All right. I’m an now fully in the camp of ‘WTF are the operators thinking?’.
A few years back, I was uploading a few videos and it kept failing, since the network was not happy I was sending something huge upstream. When I realized that I was repeatedly uploading a large file, I knew that the bill would be high. And it was.
But, i knew what I was doing.
Well, recently I was doing some research. I handed one of our devices that had WiFi to a 20-something who was really into music and the Web. I told here that it had WiFi and she was all excited.
Later that day, she proudly showed me some free songs she downloaded off the Web.
I commended her in figuring it all out.
Well, a few days later, I notice that she was not using the WiFi, but the 3G connection.
Ugh.
The 3G connection’s access point happens to be called ‘Internet’, so she thought it was all fine.
When I showed her how many Mb of data she had consumed and explained the cost of data, she went pale.
She didn’t know she was doing anything that would cost her an arm and a leg. She thought she was using the WiFI (it said ‘Internet’). The phone made it so easy to connect.
Ugh.
We promptly deleted all 3G access points.
Yeah, I’ve been touting mobile access to the Web for a long time. I’ve always known cost was an issue. But, WTF? It feels like a scam.
It’s hard to find anyone who actually uses the mobile operator to access the Internet (if they are paying for it themselves). At least to the extent they use the desktop Web. And, couple that with oases of WiFi access and no one will use the mobile operator once WiFi really comes to mobile devices.
It’s bullshitake, if anyone tries to compare WiFi and 3G network coverage. It doesn’t matter. On the one hand, you pay a boat load for a few megs of data. On the other hand, you need to wait a bit until you get to the next WiFi oasis to have megs and megs of cheap access. WiFi oases are everywhere.
Yeah, I think flat-rate 3G data will help. But, I think the operators have missed an opportunity to get folks used to using the mobile network. WiFi operators have trained the users first, and will be hard to dislodge.
Ok, so I am sure most of you have said this a hundred times. And I have agreed, for the most part, a hundred times (I’ve called it the ‘dark underbelly’ of mobile services).
What’s different this time is that I have been able to put this in a much greater context. And it’s become a much more interesting story.
preach it!
when was the last time a GSM, CDMA, 3G or 4G base station went down in price?
answer! never!
why? because the mobile data standards are not really open enough to attract the wizards of cost and size reduction like WiFi (although flawed for mobile data) is!
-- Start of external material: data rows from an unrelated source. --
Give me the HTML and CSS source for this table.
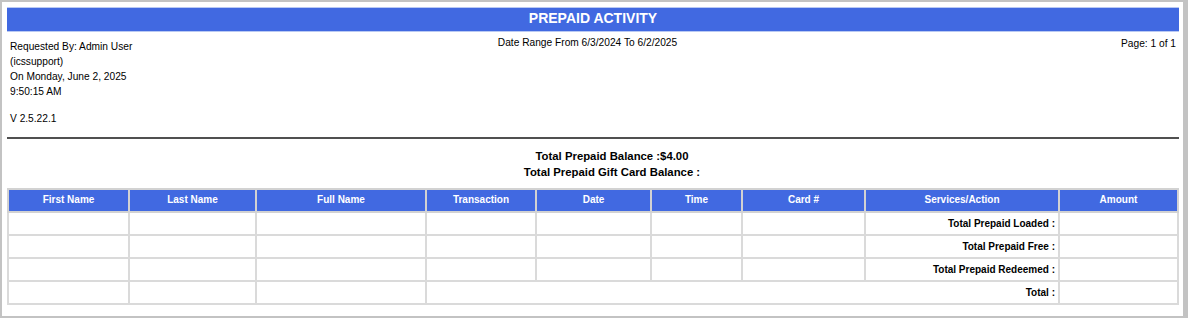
FILE: index.html
```html
<!DOCTYPE html>
<html>
<head>
<meta charset="utf-8">
<title>Prepaid Activity</title>
<link rel="stylesheet" href="styles.css">
</head>
<body>
<div class="page">
  <div class="title">PREPAID ACTIVITY</div>
  <div class="header">
    <div class="hdr-left">
      <div>Requested By: Admin User</div>
      <div>(icssupport)</div>
      <div>On Monday, June 2, 2025</div>
      <div>9:50:15 AM</div>
      <div class="version">V 2.5.22.1</div>
    </div>
    <div class="hdr-center">Date Range From 6/3/2024 To 6/2/2025</div>
    <div class="hdr-right">Page: 1 of 1</div>
  </div>
  <div class="totals">
    <div>Total Prepaid Balance :$4.00</div>
    <div>Total Prepaid Gift Card Balance :</div>
  </div>
  <table class="report">
    <colgroup>
      <col class="c1"><col class="c2"><col class="c3"><col class="c4"><col class="c5"><col class="c6"><col class="c7"><col class="c8"><col class="c9">
    </colgroup>
    <thead>
      <tr>
        <th>First Name</th><th>Last Name</th><th>Full Name</th><th>Transaction</th><th>Date</th><th>Time</th><th>Card #</th><th>Services/Action</th><th>Amount</th>
      </tr>
    </thead>
    <tbody>
      <tr><td></td><td></td><td></td><td></td><td></td><td></td><td></td><td class="lbl">Total Prepaid Loaded :</td><td></td></tr>
      <tr><td></td><td></td><td></td><td></td><td></td><td></td><td></td><td class="lbl">Total Prepaid Free :</td><td></td></tr>
      <tr><td></td><td></td><td></td><td></td><td></td><td></td><td></td><td class="lbl">Total Prepaid Redeemed :</td><td></td></tr>
      <tr><td></td><td></td><td></td><td colspan="5" class="lbl">Total :</td><td></td></tr>
    </tbody>
  </table>
</div>
</body>
</html>
```

FILE: styles.css
```css
html, body {
  margin: 0;
  padding: 0;
}
body {
  background: #c3c3c3;
  font-family: "Liberation Sans", Arial, sans-serif;
  font-size: 10.2px;
  line-height: 15px;
  color: #000;
}
.page {
  box-sizing: border-box;
  width: 1181px;
  height: 314px;
  margin: 2px 0 0 2px;
  padding: 5px 4px 0 5px;
  background: #fff;
}
.title {
  height: 21px;
  padding-bottom: 2px;
  line-height: 21px;
  background: #4169e1;
  border-top: 1px solid #b9c9f3;
  border-bottom: 1px solid #b9c9f3;
  color: #fff;
  font-weight: bold;
  font-size: 14px;
  text-align: center;
}
.header {
  display: flex;
  height: 105px;
  border-bottom: 2px solid #505050;
  box-sizing: content-box;
}
.hdr-left {
  flex: 1;
  padding: 7px 0 0 3px;
}
.version {
  margin-top: 12px;
}
.hdr-center {
  flex: 1;
  text-align: center;
  padding: 3px 11px 0 0;
}
.hdr-right {
  flex: 1;
  text-align: right;
  padding: 4px 3px 0 0;
}
.totals {
  padding: 9px 0 8px 38px;
  text-align: center;
  font-weight: bold;
  font-size: 11.35px;
  line-height: 16px;
}
.report {
  width: 1170px;
  table-layout: fixed;
  border-collapse: collapse;
  border: 2px solid #dadada;
}
.c1 { width: 121px; }
.c2 { width: 127px; }
.c3 { width: 170px; }
.c4 { width: 110px; }
.c5 { width: 115px; }
.c6 { width: 91px; }
.c7 { width: 123px; }
.c8 { width: 194px; }
.c9 { width: 119px; }
.report th,
.report td {
  border: 2px solid #dadada;
  height: 21px;
  padding: 0 3px;
  font-size: 10px;
  font-weight: bold;
  line-height: 15px;
}
.report th {
  background: #4169e1;
  color: #fff;
  text-align: center;
  border-color: #d2d2d2;
  padding-bottom: 2px;
  height: 19px;
}
.report td.lbl {
  text-align: right;
}
```
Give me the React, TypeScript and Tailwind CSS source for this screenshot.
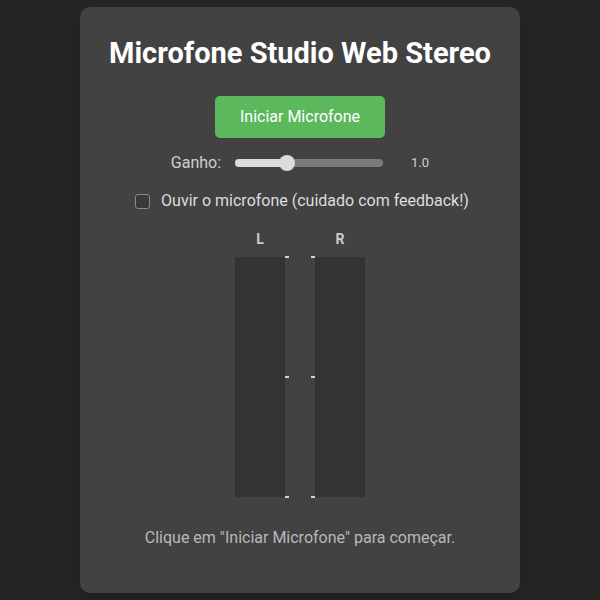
import React from "react";

function Ticks({ side }: { side: "left" | "right" }) {
  return (
    <div className={`flex h-[242px] flex-col justify-between ${side === "left" ? "items-start" : "items-end"}`}>
      <span className="block h-[2px] w-[4px] bg-[#d0d0d0]" />
      <span className="block h-[2px] w-[4px] bg-[#d0d0d0]" />
      <span className="block h-[2px] w-[4px] bg-[#d0d0d0]" />
    </div>
  );
}

export default function App() {
  return (
    <div className="flex min-h-[600px] justify-center bg-[#242424] pt-[7px]" style={{ fontFamily: "Roboto, 'Liberation Sans', sans-serif" }}>
      <div className="flex h-[586px] w-[440px] flex-col items-center rounded-[10px] bg-[#424242] pt-[29px] shadow-lg">
        <h1 className="text-[29px] font-bold leading-[34px] text-white">Microfone Studio Web Stereo</h1>

        <button className="mt-[26px] h-[42px] w-[170px] rounded-[5px] bg-[#5cb85c] text-[16px] text-white">
          Iniciar Microfone
        </button>

        <div className="mt-[15px] flex h-[20px] items-center">
          <span className="text-[16px] text-[#cfcfcf]">Ganho:</span>
          <div className="relative ml-[14px] h-[8px] w-[148px] rounded-full bg-[#7a7a7a]">
            <div className="absolute left-0 top-0 h-[8px] w-[52px] rounded-full bg-[#dcdcdc]" />
            <div className="absolute left-[44px] top-[-4px] h-[16px] w-[16px] rounded-full bg-[#dcdcdc]" />
          </div>
          <span className="ml-[28px] text-[13px] text-[#cfcfcf]">1.0</span>
        </div>

        <label className="mt-[16px] flex h-[24px] items-center pl-[4px]">
          <span className="block h-[15px] w-[15px] rounded-[3px] border border-[#8a8a8a] bg-[#3a3a3a]" />
          <span className="ml-[11px] text-[16px] text-[#dddddd]">Ouvir o microfone (cuidado com feedback!)</span>
        </label>

        <div className="mt-[17px] flex flex-col items-center">
          <div className="flex w-[130px] justify-between text-[14px] font-bold leading-[18px] text-[#cccccc]">
            <span className="w-[50px] text-center">L</span>
            <span className="w-[50px] text-center">R</span>
          </div>
          <div className="mt-[9px] flex">
            <div className="h-[240px] w-[50px] bg-[#333333]" />
            <div className="-mt-[1px] flex w-[30px] justify-between">
              <Ticks side="left" />
              <Ticks side="right" />
            </div>
            <div className="h-[240px] w-[50px] bg-[#333333]" />
          </div>
        </div>

        <p className="mt-[28px] text-[16px] leading-[24px] text-[#b8b8b8]">Clique em "Iniciar Microfone" para começar.</p>
      </div>
    </div>
  );
}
What’s funny is that as my senior project in Marketing Promotions, I did a report/presentation showing that if Cingular (or any other carrier, for that matter) would completely do away with bucket data plans and go to an unlimited plan between $8-10 USD, it would actually INCREASE data-based ARPU, as well as increased usage. I passed it along to some friends at Cingular, but obviously nothing happened. So sad.